Gateway Tour
- Sport: Golf
- Founded: 2001
- Founder: Chris Stutts
- First season: 2002
- Folded: 2017
- Countries: United States
- Region: Based in Alabama, Arizona, California, Florida and Texas
- Related competitions: Golden Bear Tour

= Gateway Tour =

Professional golf tour

The Gateway Tour was a third-level men's professional golf tour headquartered in Phoenix, Arizona that ran series of tournaments in Arizona, California, Florida, Alabama and Texas.

==History==
The tour was founded as the Gateway Pro Tour in 2001 by former Arizona State All-American golfer Chris Stutts, with sponsorship from Gateway, Inc.. The tour was modelled on the Golden Bear Tour, based in West Palm Beach, Florida, which Stutts had competed on, winning 4 tournaments and leading the money list in 1997. Its aim was to help players to win a place on the Nationwide/Web.com Tour, or jump directly to the PGA Tour. The tour's board of advisers included Phil Mickelson and Tom Lehman.

The first season in 2002 had 14 tournaments, all in Arizona, and paid out in prize money, primarily funded by the players' entry fees. Regular tournaments were 54-hole events, with four series championships played over 72 holes, and a 72-hole Tour Championship for the top players in all four series.
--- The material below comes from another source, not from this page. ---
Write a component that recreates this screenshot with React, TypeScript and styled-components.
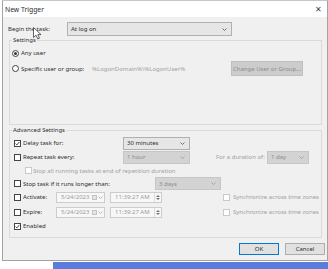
import styled, { createGlobalStyle } from 'styled-components';

const GlobalStyle = createGlobalStyle`
  html, body {
    margin: 0;
    padding: 0;
  }
  body {
    background: #fff;
    font-family: 'Noto Sans', 'Liberation Sans', sans-serif;
  }
  * {
    box-sizing: border-box;
  }
`;

const Screen = styled.div`
  position: relative;
  width: 328px;
  height: 269px;
  overflow: hidden;
  background: #fff;
  display: flex;
  flex-direction: column;
`;

const Window = styled.div`
  margin-left: 2px;
  width: 326px;
  height: 261px;
  background: #f0f0f0;
  border: 1px solid #a3a3a3;
  border-top-color: #c6c6c6;
  display: flex;
  flex-direction: column;
`;

const TitleBar = styled.div`
  height: 16px;
  background: #fff;
  display: flex;
  align-items: center;
  justify-content: space-between;
  padding: 0 5px 0 2px;
  font-size: 6.8px;
  color: #2a2a2a;
`;

const Close = styled.span`
  font-size: 8px;
  color: #444;
  line-height: 1;
`;

const Body = styled.div`
  flex: 1;
  display: flex;
  flex-direction: column;
  padding: 5px 0 0 5px;
  width: 323px;
  font-size: 6px;
  color: #2e2e2e;
`;

const Row = styled.div<{ $h: number; $mt?: number }>`
  display: flex;
  align-items: center;
  height: ${(p) => p.$h}px;
  margin-top: ${(p) => p.$mt ?? 0}px;
  white-space: nowrap;
`;

const Label = styled.span<{ $w?: number; $muted?: boolean; $ml?: number }>`
  width: ${(p) => (p.$w ? `${p.$w}px` : 'auto')};
  flex-shrink: 0;
  margin-left: ${(p) => p.$ml ?? 0}px;
  color: ${(p) => (p.$muted ? '#a0a0a0' : '#2e2e2e')};
  overflow: hidden;
`;

const Select = styled.div<{ $w: number; $h?: number; $disabled?: boolean }>`
  width: ${(p) => p.$w}px;
  height: ${(p) => p.$h ?? 13}px;
  flex-shrink: 0;
  display: flex;
  align-items: center;
  justify-content: space-between;
  padding: 0 4px 0 3px;
  background: ${(p) => (p.$disabled ? '#d3d3d3' : '#e6e6e6')};
  border: 1px solid ${(p) => (p.$disabled ? '#c6c6c6' : '#b0b0b0')};
  color: ${(p) => (p.$disabled ? '#8c8c8c' : '#2e2e2e')};
`;

const GroupBox = styled.div<{ $h: number; $mt: number }>`
  margin: ${(p) => p.$mt}px 0 0 1px;
  width: 313px;
  height: ${(p) => p.$h}px;
  border: 1px solid #dadada;
  display: flex;
  flex-direction: column;
`;

const GroupTitle = styled.span`
  margin: -5px 0 0 2px;
  padding: 0 1px;
  height: 9px;
  line-height: 9px;
  align-self: flex-start;
  background: #f0f0f0;
`;

const GroupContent = styled.div<{ $pl: number }>`
  display: flex;
  flex-direction: column;
  padding-left: ${(p) => p.$pl}px;
`;

const Radio = styled.span<{ $on?: boolean }>`
  width: 7px;
  height: 7px;
  flex-shrink: 0;
  margin-right: 2px;
  border-radius: 50%;
  border: 1px solid #444;
  background: #fff;
  display: flex;
  align-items: center;
  justify-content: center;

  &::after {
    content: '';
    width: 3px;
    height: 3px;
    border-radius: 50%;
    background: ${(p) => (p.$on ? '#333' : 'transparent')};
  }
`;

const Box = styled.span<{ $disabled?: boolean; $mr?: number }>`
  width: 7px;
  height: 7px;
  flex-shrink: 0;
  margin-right: ${(p) => p.$mr ?? 2}px;
  border: 1px solid ${(p) => (p.$disabled ? '#cacaca' : '#444')};
  background: #fff;
  display: flex;
  align-items: center;
  justify-content: center;
`;

const Button = styled.div<{ $w: number; $h: number; $disabled?: boolean; $primary?: boolean }>`
  width: ${(p) => p.$w}px;
  height: ${(p) => p.$h}px;
  flex-shrink: 0;
  display: flex;
  align-items: center;
  justify-content: center;
  background: ${(p) => (p.$disabled ? '#cccccc' : '#e1e1e1')};
  border: 1px solid ${(p) => (p.$primary ? '#0078d7' : p.$disabled ? '#bfbfbf' : '#adadad')};
  color: ${(p) => (p.$disabled ? '#8c8c8c' : '#2e2e2e')};
`;

const Field = styled.div<{ $w: number; $ml?: number }>`
  width: ${(p) => p.$w}px;
  height: 11px;
  flex-shrink: 0;
  margin-left: ${(p) => p.$ml ?? 0}px;
  display: flex;
  align-items: center;
  justify-content: space-between;
  padding: 0 1px 0 4px;
  background: #f7f7f7;
  border: 1px solid #cccccc;
  color: #9c9c9c;
`;

const FieldIcons = styled.span`
  display: flex;
  align-items: center;
  gap: 1px;
`;

const CalendarIcon = styled.span`
  width: 5px;
  height: 5px;
  border: 1px solid #c4c4c4;
  background: #e4e4e4;
`;

const Spinner = styled.span`
  display: flex;
  flex-direction: column;
  align-items: center;
  justify-content: center;
  gap: 1px;
  width: 6px;
  height: 9px;
  border-left: 1px solid #dcdcdc;
`;

const ButtonBar = styled.div`
  display: flex;
  justify-content: flex-end;
  gap: 6px;
  margin-top: 5px;
  padding-right: 1px;
`;

const Strip = styled.div`
  display: flex;
  height: 7px;
  margin-top: 1px;
`;

const StripGap = styled.div`
  width: 53px;
`;

const Taskbar = styled.div`
  flex: 1;
  background: #5a7ddc;
`;

const Pointer = styled.svg`
  position: absolute;
  left: 33px;
  top: 27px;
`;

const Chevron = ({ color = '#555' }: { color?: string }) => (
  <svg width="5" height="3" viewBox="0 0 5 3">
    <path d="M0.5 0.5 L2.5 2.5 L4.5 0.5" fill="none" stroke={color} strokeWidth="0.8" />
  </svg>
);

const Tick = () => (
  <svg width="5" height="5" viewBox="0 0 5 5">
    <path d="M0.6 2.6 L1.9 3.9 L4.4 0.9" fill="none" stroke="#333" strokeWidth="0.9" />
  </svg>
);

const Arrow = ({ up }: { up?: boolean }) => (
  <svg width="4" height="2" viewBox="0 0 4 2">
    <path d={up ? 'M0 2 L2 0 L4 2 Z' : 'M0 0 L2 2 L4 0 Z'} fill="#777" />
  </svg>
);

const DateTimeRow = ({ label, mt }: { label: string; mt?: number }) => (
  <Row $h={14} $mt={mt}>
    <Box />
    <Label $w={33}>{label}</Label>
    <Field $w={49}>
      <span>5/24/2023</span>
      <FieldIcons>
        <CalendarIcon />
        <Chevron color="#aaa" />
      </FieldIcons>
    </Field>
    <Field $w={52} $ml={5}>
      <span>11:39:27 AM</span>
      <Spinner>
        <Arrow up />
        <Arrow />
      </Spinner>
    </Field>
    <Box $disabled $mr={3} style={{ marginLeft: 61 }} />
    <Label $muted>Synchronize across time zones</Label>
  </Row>
);

export default function App() {
  return (
    <>
      <GlobalStyle />
      <Screen>
        <Window>
          <TitleBar>
            <span>New Trigger</span>
            <Close>✕</Close>
          </TitleBar>
          <Body>
            <Row $h={14}>
              <Label $w={59}>Begin the task:</Label>
              <Select $w={165} $h={14}>
                <span>At log on</span>
                <Chevron />
              </Select>
            </Row>

            <GroupBox $h={85} $mt={4}>
              <GroupTitle>Settings</GroupTitle>
              <GroupContent $pl={2}>
                <Row $h={12} $mt={2}>
                  <Radio $on />
                  <Label>Any user</Label>
                </Row>
                <Row $h={15} $mt={2}>
                  <Radio />
                  <Label $w={71}>Specific user or group:</Label>
                  <Label $w={139} $muted>%LogonDomain%\%LogonUser%</Label>
                  <Button $w={72} $h={15} $disabled>
                    Change User or Group...
                  </Button>
                </Row>
              </GroupContent>
            </GroupBox>

            <GroupBox $h={108} $mt={5}>
              <GroupTitle>Advanced Settings</GroupTitle>
              <GroupContent $pl={4}>
                <Row $h={14} $mt={1}>
                  <Box>
                    <Tick />
                  </Box>
                  <Label $w={100}>Delay task for:</Label>
                  <Select $w={67}>
                    <span>30 minutes</span>
                    <Chevron />
                  </Select>
                </Row>
                <Row $h={14}>
                  <Box />
                  <Label $w={100}>Repeat task every:</Label>
                  <Select $w={67} $disabled>
                    <span>1 hour</span>
                    <Chevron color="#999" />
                  </Select>
                  <Label $w={51} $ml={26} $muted>
                    For a duration of:
                  </Label>
                  <Select $w={42} $disabled>
                    <span>1 day</span>
                    <Chevron color="#999" />
                  </Select>
                </Row>
                <Row $h={13}>
                  <Box $disabled style={{ marginLeft: 11, marginRight: 1 }} />
                  <Label $muted>Stop all running tasks at end of repetition duration</Label>
                </Row>
                <Row $h={13}>
                  <Box />
                  <Label $w={132}>Stop task if it runs longer than:</Label>
                  <Select $w={66} $disabled>
                    <span>3 days</span>
                    <Chevron color="#999" />
                  </Select>
                </Row>
                <DateTimeRow label="Activate:" />
                <DateTimeRow label="Expire:" mt={1} />
                <Row $h={14}>
                  <Box>
                    <Tick />
                  </Box>
                  <Label>Enabled</Label>
                </Row>
              </GroupContent>
            </GroupBox>

            <ButtonBar>
              <Button $w={40} $h={12} $primary>
                OK
              </Button>
              <Button $w={40} $h={12}>
                Cancel
              </Button>
            </ButtonBar>
          </Body>
        </Window>
        <Strip>
          <StripGap />
          <Taskbar />
        </Strip>
        <Pointer width="10" height="13" viewBox="0 0 10 13">
          <path
            d="M0.5 0.5 L0.5 10.5 L3 8.2 L4.8 12 L6.5 11.2 L4.8 7.6 L8 7.6 Z"
            fill="#fff"
            stroke="#222"
            strokeWidth="0.7"
            strokeLinejoin="round"
          />
        </Pointer>
      </Screen>
    </>
  );
}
In 2003, a "Beach Series" was created, based in Myrtle Beach, South Carolina, with the Arizona events becoming known as the "Desert Series". A "Pacific Series" was held in 2004, based in San Diego, California. The Beach Series proved less popular than the Desert Series, and after two seasons, it was decided to relocate it to Florida. In March 2005, in order to avoid being in direct competition, the Golden Bear Tour merged with the Gateway Tour. Also in 2005, a "Robert Trent Jones Trail" series was held, which was played on Robert Trent Jones courses in Alabama. In 2008 and 2009, a "DFW Series" was held, based in the Dallas–Fort Worth area in Texas. The leading players in each series qualified to play in the Tour Championship.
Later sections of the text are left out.